From a valuation lens, a sustained adjusted EBITDA margin in the low-to-mid 20s would warrant a premium to the broader software group—only if growth and retention metrics align. Investors should therefore triangulate guidance with hard KPIs at the next earnings release. Fazen Markets encourages institutional investors to track three leading indicators: new logo ACV tiers, net dollar retention by cohort, and professional services as a percentage of new contract value. Teams can use our comparative models at topic to stress-test scenarios and model the sensitivity of enterprise value to retention and margin pathways.
Bottom Line
Priority's $1.01B–$1.04B revenue and $230M–$245M adjusted EBITDA guidance (May 11, 2026, Seeking Alpha) signals promising upmarket payables traction but requires KPI disclosure to validate sustainable margin expansion. Institutional investors should monitor ARR composition, net retention, and deal-size distribution in the next two quarters to confirm the guidance is durable rather than transitory.
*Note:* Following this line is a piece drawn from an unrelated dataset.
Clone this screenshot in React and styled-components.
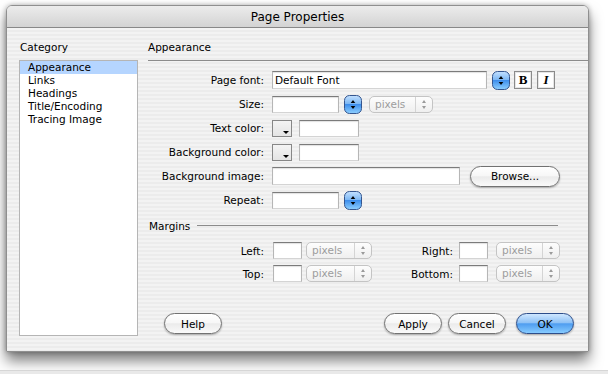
import React from 'react'
import styled, { createGlobalStyle } from 'styled-components'

const GlobalStyle = createGlobalStyle`
  html, body {
    margin: 0;
    padding: 0;
    background: #fff;
  }
  body {
    font-family: "DejaVu Sans", "Liberation Sans", sans-serif;
    font-size: 10.5px;
    color: #000;
  }
`;

const Page = styled.div`
  height: 374px;
  display: flex;
  flex-direction: column;
  overflow: hidden;
`;

const Window = styled.div`
  margin: 5px 0 0 6px;
  width: 583px;
  height: 347px;
  box-sizing: border-box;
  display: flex;
  flex-direction: column;
  border: 1px solid #8f8f8f;
  border-radius: 6px 6px 0 0;
  background: repeating-linear-gradient(to bottom, #ececec 0 2px, #f3f3f3 2px 4px);
  box-shadow: 0 9px 14px rgba(0, 0, 0, 0.5), 0 0 5px rgba(0, 0, 0, 0.3);
  overflow: hidden;
`;

const TitleBar = styled.div`
  height: 21px;
  flex: none;
  display: flex;
  align-items: center;
  justify-content: center;
  font-size: 12px;
  background: linear-gradient(to bottom, #ececec, #d3d3d3);
  border-bottom: 1px solid #888;
`;

const Body = styled.div`
  flex: 1;
  display: flex;
  padding: 12px 0 15px 12px;
  min-height: 0;
`;

const Sidebar = styled.div`
  width: 119px;
  flex: none;
  display: flex;
  flex-direction: column;
`;

const SectionLabel = styled.div`
  line-height: 14px;
  padding-left: 1px;
  margin-bottom: 6px;
`;

const ListBox = styled.div`
  flex: 1;
  background: #fff;
  border: 1px solid #b5b5b5;
`;

const ListItem = styled.div`
  height: 13px;
  line-height: 13px;
  padding-left: 8px;
  background: ${p => (p.$selected ? '#b5d5ff' : 'transparent')};
`;

const Main = styled.div`
  flex: 1;
  margin-left: 10px;
  display: flex;
  flex-direction: column;
`;

const Heading = styled.div`
  line-height: 14px;
  padding-bottom: 6px;
  border-bottom: 1px solid #8c8c8c;
`;

const Form = styled.div`
  margin-top: 7px;
`;

const Row = styled.div`
  display: flex;
  align-items: center;
  height: ${p => p.$h || 24}px;
`;

const Label = styled.div`
  width: ${p => p.$w || 116}px;
  flex: none;
  text-align: right;
  margin-right: ${p => (p.$gap != null ? p.$gap : 8)}px;
  white-space: nowrap;
`;

const TextField = styled.div`
  width: ${p => p.$w}px;
  height: ${p => p.$h || 17}px;
  box-sizing: border-box;
  flex: none;
  margin-left: ${p => p.$ml || 0}px;
  background: #fff;
  border: 1px solid;
  border-color: #7b7b7b #b6b6b6 #d4d4d4 #b6b6b6;
  box-shadow: inset 0 1px 1px rgba(0, 0, 0, 0.12);
  padding-left: 2px;
  line-height: ${p => (p.$h || 17) - 2}px;
  font-size: 10.5px;
`;

const StepperBox = styled.div`
  flex: none;
  width: 18px;
  height: 19px;
  margin-left: ${p => p.$ml || 5}px;
  display: flex;
`;

const Stepper = ({ ml }) => (
  <StepperBox $ml={ml}>
    <svg width="18" height="19" viewBox="0 0 18 19">
      <defs>
        <linearGradient id="aquaBlue" x1="0" y1="0" x2="0" y2="1">
          <stop offset="0" stopColor="#c4e1ff" />
          <stop offset="0.45" stopColor="#7eb8f4" />
          <stop offset="0.5" stopColor="#3f8fec" />
          <stop offset="1" stopColor="#8ed0ff" />
        </linearGradient>
      </defs>
      <rect x="0.5" y="0.5" width="17" height="18" rx="5" fill="url(#aquaBlue)" stroke="#35568f" />
      <path d="M9 5 L11.3 8 L6.7 8 Z" fill="#000" />
      <path d="M9 14 L11.3 11 L6.7 11 Z" fill="#000" />
    </svg>
  </StepperBox>
);

const PopupBox = styled.div`
  flex: none;
  width: ${p => p.$w}px;
  height: 17px;
  box-sizing: border-box;
  margin-left: ${p => p.$ml || 0}px;
  display: flex;
  border: 1px solid #c4c4c4;
  border-radius: 5px;
  background: linear-gradient(to bottom, #fdfdfd, #efefef);
  color: #9d9d9d;
`;

const PopupText = styled.div`
  flex: 1;
  padding-left: 5px;
  line-height: 15px;
`;

const PopupArrows = styled.div`
  width: 16px;
  flex: none;
  border-left: 1px solid #d4d4d4;
  display: flex;
  align-items: center;
  justify-content: center;
`;

const Popup = ({ w, ml }) => (
  <PopupBox $w={w} $ml={ml}>
    <PopupText>pixels</PopupText>
    <PopupArrows>
      <svg width="6" height="11" viewBox="0 0 6 11">
        <path d="M3 1 L5 4 L1 4 Z" fill="#9a9a9a" />
        <path d="M3 10 L5 7 L1 7 Z" fill="#9a9a9a" />
      </svg>
    </PopupArrows>
  </PopupBox>
);

const Swatch = styled.div`
  flex: none;
  position: relative;
  width: 20px;
  height: 17px;
  box-sizing: border-box;
  border: 1px solid #878787;
  background: linear-gradient(to bottom, #f4f4f4, #e4e4e4);

  &::after {
    content: '';
    position: absolute;
    right: 2px;
    bottom: 2px;
    border-left: 3px solid transparent;
    border-right: 3px solid transparent;
    border-top: 3px solid #000;
  }
`;

const StyleButton = styled.div`
  flex: none;
  width: 18px;
  height: 18px;
  box-sizing: border-box;
  margin-left: ${p => p.$ml || 0}px;
  border: 1px solid #8a8a8a;
  background: #fff;
  box-shadow: inset 0 0 0 1px #e6e6e6;
  display: flex;
  align-items: center;
  justify-content: center;
  font-family: "Liberation Serif", "DejaVu Serif", serif;
  font-size: 13px;
  font-weight: bold;
  font-style: ${p => (p.$italic ? 'italic' : 'normal')};
`;

const MarginsHeader = styled.div`
  display: flex;
  align-items: center;
  height: 27px;
  padding-left: 1px;
`;

const Rule = styled.div`
  width: 361px;
  margin-left: 7px;
  border-top: 1px solid #8c8c8c;
`;

const ButtonBar = styled.div`
  margin-top: auto;
  display: flex;
  align-items: center;
  padding: 0 14px 2px 16px;
`;

const Spacer = styled.div`
  flex: 1;
`;

const AquaButton = styled.div`
  flex: none;
  width: ${p => p.$w || 58}px;
  height: 21px;
  box-sizing: border-box;
  margin-left: ${p => p.$ml || 0}px;
  border-radius: 11px;
  display: flex;
  align-items: center;
  justify-content: center;
  font-size: 10.5px;
  border: 1px solid ${p => (p.$primary ? '#2c4d8a' : '#727272')};
  background: ${p =>
    p.$primary
      ? 'linear-gradient(to bottom, #cfe7ff 0%, #8fc2f6 45%, #4f9df0 52%, #86cbff 100%)'
      : 'linear-gradient(to bottom, #ffffff 0%, #f7f7f7 45%, #ebebeb 52%, #fafafa 100%)'};
  box-shadow: 0 1px 2px rgba(0, 0, 0, 0.3);
`;

const BottomStrip = styled.div`
  margin-top: auto;
  height: 3px;
  background: #e9e9e9;
  border-top: 1px solid #d6d6d6;
`;

const categories = ['Appearance', 'Links', 'Headings', 'Title/Encoding', 'Tracing Image'];

export default function App() {
  return (
    <Page>
      <GlobalStyle />
      <Window>
        <TitleBar>Page Properties</TitleBar>
        <Body>
          <Sidebar>
            <SectionLabel>Category</SectionLabel>
            <ListBox>
              {categories.map((c, i) => (
                <ListItem key={c} $selected={i === 0}>{c}</ListItem>
              ))}
            </ListBox>
          </Sidebar>
          <Main>
            <Heading>Appearance</Heading>
            <Form>
              <Row>
                <Label>Page font:</Label>
                <TextField $w={215} $h={18}>Default Font</TextField>
                <Stepper />
                <StyleButton $ml={4}>B</StyleButton>
                <StyleButton $ml={5} $italic>I</StyleButton>
              </Row>
              <Row>
                <Label>Size:</Label>
                <TextField $w={67} />
                <Stepper />
                <Popup w={64} ml={7} />
              </Row>
              <Row>
                <Label>Text color:</Label>
                <Swatch />
                <TextField $w={60} $ml={7} />
              </Row>
              <Row>
                <Label>Background color:</Label>
                <Swatch />
                <TextField $w={60} $ml={7} />
              </Row>
              <Row>
                <Label>Background image:</Label>
                <TextField $w={188} $h={18} />
                <AquaButton $w={90} $ml={10}>Browse...</AquaButton>
              </Row>
              <Row>
                <Label>Repeat:</Label>
                <TextField $w={67} />
                <Stepper />
              </Row>
            </Form>
            <MarginsHeader>
              Margins
              <Rule />
            </MarginsHeader>
            <Row $h={23}>
              <Label $gap={9}>Left:</Label>
              <TextField $w={29} />
              <Popup w={66} ml={4} />
              <Label $w={81} $gap={6}>Right:</Label>
              <TextField $w={29} />
              <Popup w={64} ml={8} />
            </Row>
            <Row $h={23}>
              <Label $gap={9}>Top:</Label>
              <TextField $w={29} />
              <Popup w={66} ml={4} />
              <Label $w={81} $gap={6}>Bottom:</Label>
              <TextField $w={29} />
              <Popup w={64} ml={8} />
            </Row>
            <ButtonBar>
              <AquaButton>Help</AquaButton>
              <Spacer />
              <AquaButton>Apply</AquaButton>
              <AquaButton $ml={6}>Cancel</AquaButton>
              <AquaButton $ml={10} $primary>OK</AquaButton>
            </ButtonBar>
          </Main>
        </Body>
      </Window>
      <BottomStrip />
    </Page>
  );
}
Disclaimer: This article is for informational purposes only and does not constitute investment advice.
FAQ
Q: What specific KPIs should investors demand to validate the "upmarket" claim?
A: Investors should request new logo ACV brackets (e.g., <$50k, $50k–$250k, >$250k), net dollar retention by cohort, and professional services as a percentage of contract value. Those figures will reveal whether upmarket deals are truly scalable or temporarily boosted by one-off services.
Q: How quickly can upmarket wins change margin profiles?
A: Upmarket wins can lift margins within one to four quarters if delivery is automated and expansion revenue follows. If delivery depends on bespoke services, the margin benefit is often delayed and can reverse as cost-to-serve rises.
Q: Does the guidance imply any change to capital allocation?
A: The guidance implies optionality—at ~22%–24% adjusted EBITDA margin the company could reinvest in GTM, increase R&D, or target free-cash-flow conversion. Management commentary and capex guidance in upcoming reports should clarify the chosen path.